WATCH: Colbert, Oliver sling insults at each other's lame wax president

Hosts take aim at winnings from Gettysburg museum auction

Television Comedy
071617_OliverColbert The Late Show with Stephen Colbert/YouTube

John Oliver and Stephen Colbert debate the merits of former U.S. presidents Zachary Taylor and Warren G. Harding.

It was a sad day in January when Gettysburg's Hall of Presidents and First Ladies Museum — a Madame Tussaud's of American politics — shut its doors for good and auctioned off its collection of creepy likenesses.

The upshot of the closure, precipitated by decreasing museum attendance, was a bullrush of moneyed individuals and networks ready to purchase the wax figures at prices ranging anywhere from $1,000 to $8,000—the Teddy Roosevelts and Abe Lincolns.

Motivated by a common attraction to "things that are objectively ridiculous," former "Daily Show" partners John Oliver and Stephen Colbert decided acquire themselves a few pieces of presidential history. Oliver dropped $13,700 on Richard Nixon, Bill Clinton, Jimmy Carter, William Henry Harrison and Warren Harding. Colbert picked up a feeble Zachary Taylor. Segments about the purchases ran earlier this month on both "Last Week Tonight" and "The Late Show."

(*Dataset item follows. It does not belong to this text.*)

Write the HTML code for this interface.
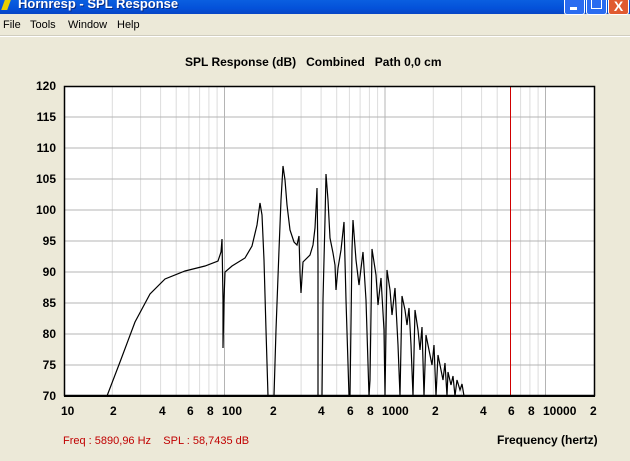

Anyone who figured that would be the end of it was dead wrong. Oliver and wax Warren Harding joined Colbert on Friday night's episode of "The Late Show," where the two hosts launched into a spirited debate about which of Harding and Zachary Taylor was the greater presidential dud. Both statues were rolled out and a showdown of insults ensued.

"Nineteen percent of Americans think that Zachary Taylor was one of the kids on 'Home Improvement!'" Oliver said.

"President Harding was an early proponent of commercial aviation," Colbert retorted, "because while Harding was president, even he wanted to flee the country."

Although Taylor somehow binged on fruit — or otherwise, as some contend, was poisoned by Southern adversaries — and although Harding's administration presided over an oil scandal that seems light by today's standards, neither ex-president holds a candle to Pennsylvania's only POTUS, James Buchanon. That is, in terms of being considered "the worst."